피파 한 줄 정리: Video 워크플로우 = pre-prod (shot list) + gen (variant per shot) + post (편집·grade·sound·transition). Single-prompt로 30초 만들려는 건 가장 흔한 trap.
Making a video with AI is like cooking a meal course by course, not pouring everything into one pot. You generate individual short clips (your ingredients), then edit them together (your cooking), add sound design (your seasoning), and control pacing (your plating). Trying to generate a complete polished video in one prompt is like expecting a single button press to produce a finished dinner.
The Clip-First Philosophy
Current video models generate 5–60 second clips at best. Even at the maximum, that's not enough for most content. The professional approach treats each generation as one shot in a sequence — exactly how live-action filmmakers work. Nobody films a movie in one continuous take (well, almost nobody).
Step-by-Step Video Production
PRE-PRODUCTION
┌────────────────────────────────────────┐
│ 1. Write shot list (5-15 shots) │
│ 2. Define visual style + color palette │
│ 3. Choose music/pacing reference │
│ 4. Set duration targets per shot │
└───────────────────┬────────────────────┘
▼
GENERATION
┌────────────────────────────────────────┐
│ 5. Generate each shot as separate clip │
│ 6. Generate 3-5 variants per shot │
│ 7. Select best take for each shot │
│ 8. Note any clips needing regeneration │
└───────────────────┬────────────────────┘
▼
POST-PRODUCTION
┌────────────────────────────────────────┐
│ 9. Import clips into video editor │
│ 10. Trim, arrange, and time to music │
│ 11. Color grade for consistency │
│ 12. Add sound design + voice │
│ 13. Add transitions (use sparingly) │
│ 14. Export and review at full speed │
└────────────────────────────────────────┘
Motion Prompting for Individual Shots
Each clip prompt should specify three things clearly:
- Subject action — What the subject does ("slowly turns toward camera," "reaches for the cup")
- Camera movement — How the camera behaves ("static lock-off," "slow dolly forward," "handheld with slight sway")
- Temporal arc — What changes over the clip's duration ("morning light gradually intensifies," "expression shifts from neutral to smile")
"A woman walking through a forest, beautiful, cinematic"
"Medium tracking shot following a woman walking left to right through a sun-dappled birch forest, camera at eye level, steady lateral dolly, her hand trails along tree trunks, dappled light shifts across her face, 5 seconds"
Sound Design Layers
Video without sound feels 50% finished. Four layers of audio bring AI video to life:
- Ambient sound — Room tone, nature sounds, city atmosphere. Subtle but essential for immersion.
- Music — Sets emotional tone and pacing. Choose or generate music before editing so you cut to the rhythm.
- Sound effects — Footsteps, door creaks, rustling. These ground the visual in a physical world.
- Voice — Narration, dialogue, or reaction sounds. Use ElevenLabs or native audio models depending on quality needs.
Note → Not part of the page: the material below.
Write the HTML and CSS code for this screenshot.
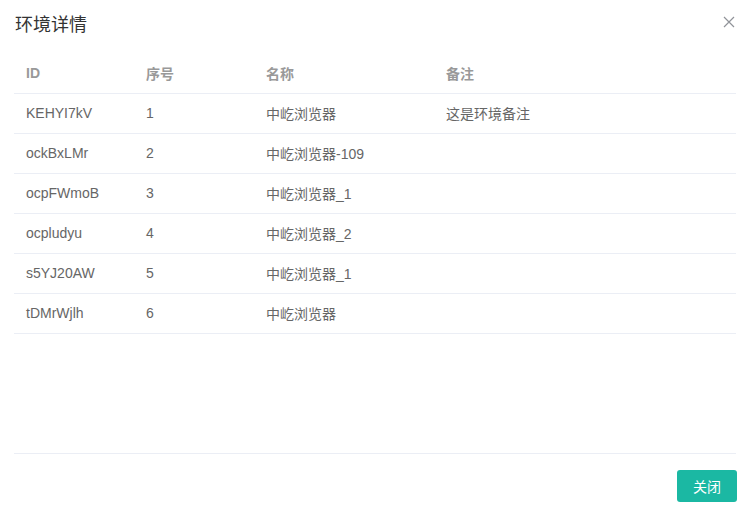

Color Consistency Across Clips
Different generations will have different color temperatures, contrast levels, and saturation. In post-production, apply a single color grade (LUT) across all clips. This is the single most impactful step for making separate AI clips look like they belong in the same video.
- Generate individual short clips, not complete videos. Edit them together like a filmmaker.
- Each clip prompt should specify subject action, camera movement, and temporal arc.
- Sound design is not optional — it's what makes AI video feel professional.
- Unified color grading in post-production is the #1 trick for visual consistency across clips.